We have to applaud carmaker Toyota for its use of virtual reality to teach teenagers about the dangers of distracted driving, a leading cause of car accidents.

ABC News reports that Toyota has developed a distracted driving simulator that uses the Oculus Rift headset originally made for 3D gaming. Toyota, which has been under fire in recent months for recalling millions of cars with defective airbags, debuted its TeenDrive365 distracted driving simulator at the Detroit Auto show last month.

“Drivers” seated in the simulator are tasked with navigating traffic while dealing with such distractions as other drivers, passengers, the radio and text messages, ABC’s “Good Morning America” says. Drivers who allow themselves to become distracted “experience the consequences of distracted driving within the virtual setting.”

According to the report, a marketing director for Toyota said the experience “mirrors real life behind the wheel, giving us a powerful, one-of-a-kind way to show parents and teens how everyday distractions can affect their ability to drive safely.”

Drive Smart Virginia, a non-profit organization founded by several auto insurance companies, says 8 out of 10 traffic crashes in Virginia are related to a distracted driving incident. This is despite the fact that Virginia law makes it illegal to send or read text messages while driving, and for novice (young) drivers to use a cell phone while behind the wheel.

“Texting and driving, or checking out Facebook or Twitter on your smartphone, is the most dangerous thing you can do when you drive,” the organization says.

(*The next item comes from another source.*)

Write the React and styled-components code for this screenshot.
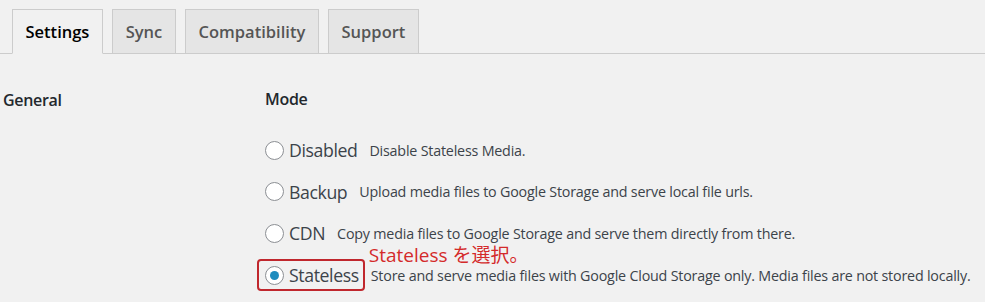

The National Highway Traffic Safety Administration, which runs the Distraction.gov website, says 10 percent of drivers under the age of 20 who were involved in fatal crashes in a recent year were reported as distracted at the time of the crash. The under-20 age group had the largest proportion of drivers who were distracted.

Toyota is taking its distracted driving simulator to car shows across the country, so maybe it will do some good among teens interested in car shows.

Toyota’s schedule for the simulator does not currently include the Virginia Motor Trend International Auto Show at the Greater Richmond Convention Center March 20 to 22 as of this writing, but as plans for these shows change frequently, it may be worthwhile to check the schedule again at a date closer to the Richmond expo.